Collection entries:

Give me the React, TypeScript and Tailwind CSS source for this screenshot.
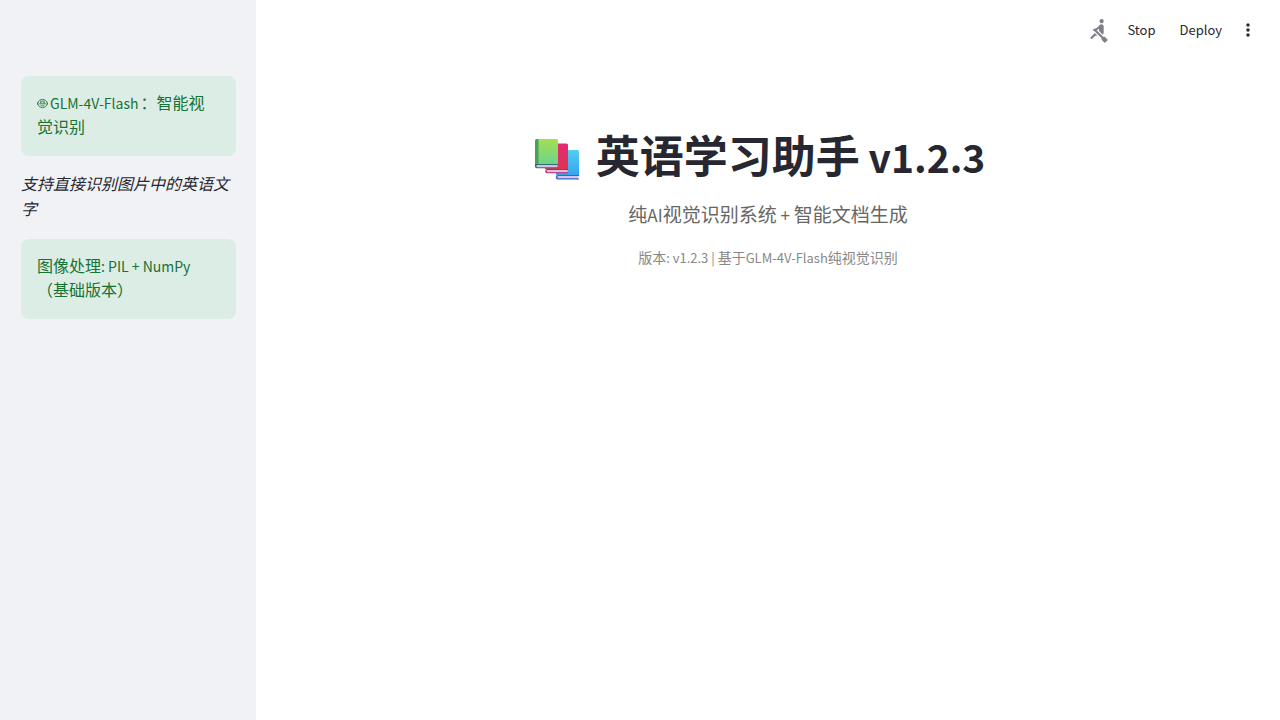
import type { ReactNode } from "react";
import { MdMoreVert, MdRowing } from "react-icons/md";

function Books() {
  return (
    <svg className="mt-2.5 h-[41px] w-[44px] shrink-0" viewBox="0 0 44 41" role="img" aria-label="书籍">
      <defs>
        <linearGradient id="green" x1="0" y1="0" x2="0" y2="1">
          <stop offset="0" stopColor="#a5df50" />
          <stop offset="1" stopColor="#6dd38f" />
        </linearGradient>
        <linearGradient id="red" x1="0" y1="0" x2="0" y2="1">
          <stop offset="0" stopColor="#e22b72" />
          <stop offset="1" stopColor="#dd3552" />
        </linearGradient>
        <linearGradient id="blue" x1="0" y1="0" x2="0" y2="1">
          <stop offset="0" stopColor="#55cdf5" />
          <stop offset="1" stopColor="#35a5ee" />
        </linearGradient>
      </defs>
      <path d="M21 13a2 2 0 0 1 2-2h19.500a1.500 1.500 0 0 1 1.500 1.500v23.500H21z" fill="url(#blue)" />
      <path d="M44 36H23a2.200 2.200 0 0 0 0 4.400h21v-1H43v-2.400h1z" fill="#3267c4" />
      <path d="M23.500 37H43.500v2.300h-20a1.100 1.100 0 0 1 0-2.300z" fill="#d7c3ec" />
      <path d="M10 6.500a2 2 0 0 1 2-2h19.500A1.500 1.500 0 0 1 33 6v24H10z" fill="url(#red)" />
      <path d="M33 30H12.300a2.100 2.100 0 0 0 0 4.300H33v-1h-1v-2.200h1z" fill="#b62567" />
      <path d="M12.500 31H32.500v2.200h-20a1.100 1.100 0 0 1 0-2.200z" fill="#e1bce6" />
      <path d="M0 2a2 2 0 0 1 2-2h19.500A1.500 1.500 0 0 1 23 1.500V25H0z" fill="url(#green)" />
      <path d="M0 2a2 2 0 0 1 2-2h1.500v25H0z" fill="#46a259" />
      <path d="M0 25h23v1h-1v2.300h1v1H2.200A2.200 2.200 0 0 1 0 27z" fill="#2e7067" />
      <path d="M2.500 26H22.500v2.300h-20a1.100 1.100 0 0 1 0-2.300z" fill="#d4c1e5" />
    </svg>
  );
}

function Robot() {
  return (
    <svg
      className="mr-0.5 inline-block h-[11px] w-[11px] align-baseline"
      viewBox="0 0 11 11"
      fill="none"
      stroke="currentColor"
      aria-hidden="true"
    >
      <ellipse cx="5.500" cy="5.500" rx="4.600" ry="4.200" strokeWidth="0.8" />
      <path d="M0.400 4.300v2.400M10.600 4.300v2.400M3 3.200h5M2.200 5.800h6.600M3.500 7.800h4" strokeWidth="0.8" />
      <circle cx="3.900" cy="4.800" r="0.700" fill="currentColor" stroke="none" />
      <circle cx="7.100" cy="4.800" r="0.700" fill="currentColor" stroke="none" />
    </svg>
  );
}

function Alert({ children }: { children: ReactNode }) {
  return (
    <div role="alert" className="rounded-lg bg-[#dcede6] px-4 pt-3.5 pb-[18px] text-[16px] leading-6 text-[#177233]">
      {children}
    </div>
  );
}

export default function App() {
  return (
    <div className="flex min-h-screen bg-white font-['Noto_Sans_CJK_SC',sans-serif] text-[#262730]">
      <aside className="flex w-64 shrink-0 flex-col bg-[#f0f2f6] pt-[76px] pr-5 pl-[21px]">
        <Alert>
          <Robot />
          <span className="mr-0.5 text-[14px] leading-none">GLM-4V-Flash</span>：智能视
          <br />
          觉识别
        </Alert>
        <p className="pt-[15px] pb-[18px] text-[16px] leading-[25px] italic">支持直接识别图片中的英语文字</p>
        <Alert>
          图像处理<span className="text-[14px] leading-none">: PIL + NumPy</span>
          <br />（基础版本）
        </Alert>
      </aside>
      <div className="min-w-0 flex-1">
        <header className="flex h-[60px] items-center justify-end pr-[22px] text-[13px]">
          <MdRowing className="mr-4 size-[25px] text-[#808088]" aria-hidden="true" />
          <button type="button" className="mr-6">Stop</button>
          <button type="button" className="mr-4">Deploy</button>
          <button type="button" aria-label="菜单">
            <MdMoreVert className="size-5" />
          </button>
        </header>
        <main className="flex flex-col items-center pt-16 text-center">
          <h1 className="flex items-center gap-[17px] pr-4 text-[44px] leading-[60px] font-bold">
            <Books />
            <span>
              英语学习助手<span className="text-[39px] leading-none"> v1.2.3</span>
            </span>
          </h1>
          <p className="mt-[15px] text-[19px] leading-[30px] text-[#666666]">
            纯<span className="text-[17px] leading-none">AI</span>视觉识别系统
            <span className="text-[17px] leading-none"> + </span>智能文档生成
          </p>
          <p className="mt-4 text-[14px] leading-6 text-[#888888]">
            版本<span className="text-[13px] leading-none">: v1.2.3 | </span>基于
            <span className="text-[13px] leading-none">GLM-4V-Flash</span>纯视觉识别
          </p>
        </main>
      </div>
    </div>
  );
}
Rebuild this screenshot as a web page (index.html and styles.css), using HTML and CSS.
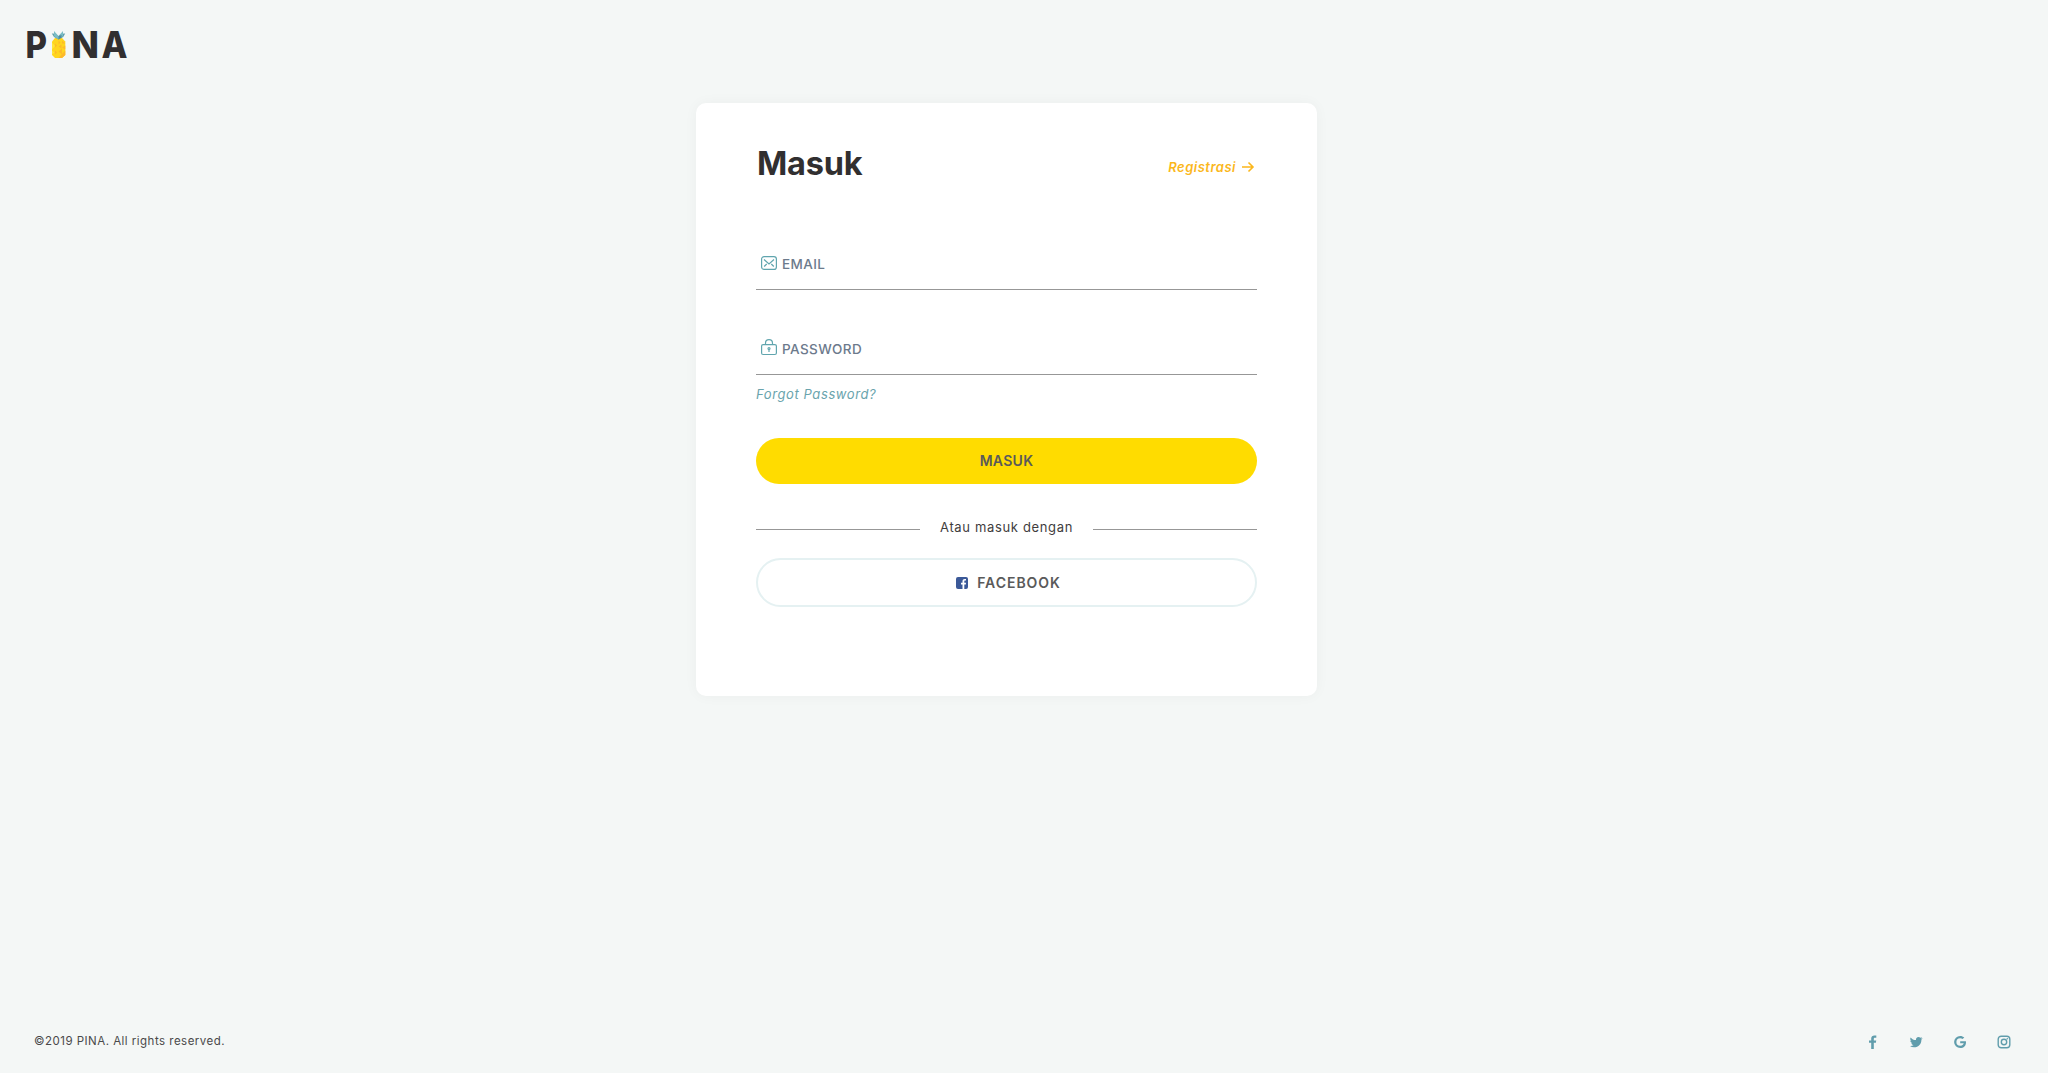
FILE: index.html
```html
<!DOCTYPE html>
<html lang="id">
<head>
<meta charset="utf-8">
<title>PINA</title>
<link rel="stylesheet" href="styles.css">
</head>
<body>
<header class="header">
  <svg class="logo" viewBox="0 0 102 28" role="img" aria-label="PINA">
    <g class="logo-text">
      <text x="-0.5" y="26.8" textLength="21.500" lengthAdjust="spacingAndGlyphs">P</text>
      <text x="45.500" y="26.8" textLength="27.500" lengthAdjust="spacingAndGlyphs">N</text>
      <text x="75.500" y="26.8" textLength="26" lengthAdjust="spacingAndGlyphs">A</text>
    </g>
    <g transform="translate(1 -.5)">
      <path fill="#ffd51e" d="M28 7.500h7l3.300 3.500v13.500L35 27.500h-7l-3-3V11z"/>
      <path fill="#fdb92b" d="M31.500 10l2 2-2 2zM35 10l3.300 3H35zM31.500 16l3-2v4zM38.300 15v4L35 17zM31.500 21l3.500-3v6zM38.300 20v4.500L35 27.500h-3.500l3.500-4zM28 13l2 2-2 2zM28 20l2 2-2 2z"/>
      <path fill="#ffe53b" d="M25 12l3 3.500-3 3.500zM25 20l2.500 2-2.500 2z"/>
      <path fill="#60a0ae" d="M31.500 9L27 6.500 24.800 3l4 .2L31.500 6l2.500-2.800 4.200-.2-2 3.500z"/>
      <path fill="#79bcc5" d="M27 .5l4.500 5L36 .5v5L31.500 9 27 5.500z"/>
      <path fill="#4f8b9b" d="M31.500 5.500l3-1v2.500L31.500 9z"/>
    </g>
  </svg>
</header>
<main class="card">
  <div class="card-head">
    <h1 class="title">Masuk</h1>
    <a class="register"><span>Registrasi</span>
      <svg class="arrow" viewBox="0 0 12 10"><path d="M0 5h11M6.500.5L11 5 6.500 9.500"/></svg>
    </a>
  </div>
  <div class="field">
    <svg class="field-icon" viewBox="0 0 16 16"><rect x=".6" y="1.600" width="14.800" height="12.800" rx="2.500"/><path d="M3 4.500l5 4.500 5-4.500M3.200 11.500l2.500-2.500M12.800 11.500l-2.500-2.500"/></svg>
    <span>EMAIL</span>
  </div>
  <div class="field field-password">
    <svg class="field-icon" viewBox="0 0 16 16"><rect x=".6" y="4.600" width="14.800" height="9.900" rx="1.500"/><path d="M4.500 4.600V3.200a3.500 3.500 0 0 1 7 0v1.400"/><circle cx="8" cy="8.500" r="1"/><path d="M8 9v3"/></svg>
    <span>PASSWORD</span>
  </div>
  <a class="forgot">Forgot Password?</a>
  <button class="btn btn-primary">MASUK</button>
  <div class="divider"><span>Atau masuk dengan</span></div>
  <button class="btn btn-outline">
    <svg class="fb" viewBox="0 0 12 12"><rect width="12" height="12" rx="2" fill="#3b5998"/><path fill="#fff" d="M6.500 12V7.500H5V5.700h1.500V4.300C6.500 2.700 7.400 2 8.800 2H10v1.600h-.8c-.7 0-.9.300-.9.900v1.200H10l-.2 1.800H8.300V12z"/></svg>
    <span>FACEBOOK</span>
  </button>
</main>
<footer class="footer">
  <p class="copy">©2019 PINA. All rights reserved.</p>
  <nav class="social">
    <svg viewBox="0 0 14 14"><path d="M6.200 14V7.800H4V5.400h2.200V3.600C6.200 1.500 7.500.4 9.400.4c.9 0 1.600.1 1.900.1v2.200H10c-1 0-1.200.5-1.200 1.200v1.500h2.400l-.3 2.400H8.800V14z"/></svg>
    <svg viewBox="0 0 14 14"><path d="M13.700 3.200c-.4.600-.8 1-1.300 1.400v.3c0 3.500-2.600 7.400-7.400 7.400-1.500 0-2.900-.4-4-1.200 1.400.1 2.700-.3 3.700-1.100-1.100 0-2-.8-2.400-1.800.4.1.8 0 1.100-.1C2.200 7.900 1.300 6.900 1.300 5.600c.4.200.8.300 1.200.300C1.300 5.100.9 3.600 1.600 2.400c1.300 1.600 3.200 2.600 5.400 2.700C6.600 3.400 7.900 1.900 9.500 1.900c.8 0 1.400.3 1.900.8.600-.1 1.200-.3 1.700-.6-.2.600-.6 1.100-1.100 1.400.6-.1 1.100-.2 1.700-.3z"/></svg>
    <svg viewBox="0 0 14 14"><path d="M7.200 6.200h5.700c.1.300.1.700.1 1 0 3.500-2.300 5.900-5.800 5.900A6.100 6.100 0 0 1 7.200.9c1.600 0 3 .6 4.100 1.600L9.600 4.100C9 3.500 8.200 3.200 7.200 3.200a3.800 3.800 0 0 0 0 7.600c2.600 0 3.300-1.700 3.500-2.500H7.200z"/></svg>
    <svg viewBox="0 0 14 14"><rect class="line" x="1.200" y="1.200" width="11.600" height="11.600" rx="3"/><circle class="line" cx="7" cy="7" r="2.700"/><circle cx="10.300" cy="3.700" r=".8"/></svg>
  </nav>
</footer>
</body>
</html>
```
FILE: styles.css
```css
* { box-sizing: border-box; }
body {
  margin: 0;
  min-height: 1073px;
  display: flex;
  flex-direction: column;
  background: #f4f7f6;
  color: #312f30;
  font-family: Inter, "Liberation Sans", sans-serif;
}
svg { flex: none; display: block; }
.header { height: 103px; padding: 31px 26px; }
.logo { width: 102px; height: 28px; overflow: visible; }
.logo-text { font-size: 37px; font-weight: 800; fill: #312f30; }
.card {
  width: 621px;
  height: 593px;
  margin-left: 696px;
  padding: 40px 60px 0;
  border-radius: 10px;
  background: #fff;
  box-shadow: 0 0 14px rgba(0, 0, 0, .04);
  display: flex;
  flex-direction: column;
}
.card-head { display: flex; justify-content: space-between; height: 98px; }
.title {
  margin: 0;
  padding-left: 1px;
  font-size: 32.500px;
  line-height: 41px;
  font-weight: 700;
  letter-spacing: -.2px;
}
.register {
  display: flex;
  align-items: center;
  gap: 6px;
  height: 47px;
  padding-right: 3px;
  color: #fbb71c;
  font-size: 13px;
  font-style: italic;
  font-weight: 600;
  letter-spacing: .5px;
}
.arrow { width: 12px; height: 10px; fill: none; stroke: currentColor; stroke-width: 1.600; overflow: visible; }
.field {
  display: flex;
  align-items: center;
  gap: 5px;
  height: 49px;
  padding: 0 5px 4px;
  border-bottom: 1px solid #979797;
  color: #6c7a8c;
  font-size: 13.500px;
  font-weight: 500;
  letter-spacing: .4px;
}
.field span { padding-top: 1px; }
.field-password { margin-top: 36px; }
.field-icon { width: 16px; height: 16px; fill: none; stroke: #60a5ae; stroke-width: 1.200; overflow: visible; }
.forgot {
  height: 63px;
  padding-top: 8px;
  color: #6aa4ad;
  font-size: 13px;
  line-height: 22px;
  font-style: italic;
  letter-spacing: .6px;
}
.btn {
  display: flex;
  align-items: center;
  justify-content: center;
  flex: none;
  border-radius: 25px;
  color: #5a5a5a;
  font: inherit;
  font-size: 14px;
  font-weight: 600;
  letter-spacing: .3px;
}
.btn-primary { height: 46px; padding: 0 0 1px; border: 0; background: #ffdc00; }
.divider {
  display: flex;
  align-items: center;
  gap: 20px;
  height: 20px;
  margin: 35px 0 19px;
  color: #3f3d3e;
  font-size: 13px;
  letter-spacing: .65px;
}
.divider span { padding-bottom: 4px; }
.divider::before, .divider::after { content: ""; flex: 1; height: 1px; background: #979797; }
.btn-outline {
  gap: 9px;
  height: 49px;
  padding: 0 0 0 4px;
  border: 2px solid #e5f1f2;
  background: #fff;
  letter-spacing: .95px;
}
.fb { width: 12px; height: 12px; }
.footer {
  display: flex;
  justify-content: space-between;
  align-items: center;
  margin-top: auto;
  height: 64px;
  padding: 0 37px 0 34px;
}
.copy { margin: 0; font-size: 11.500px; letter-spacing: .48px; color: #4a494a; }
.social { display: flex; gap: 30px; padding-top: 2px; }
.social svg { width: 14px; height: 14px; fill: #609dac; }
.social .line { fill: none; stroke: #609dac; stroke-width: 1.400; }
```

§ **What to work on**: Some lines of the data may hold the word "this". Say how many do, with nothing else.

§ **Solved problem**: 2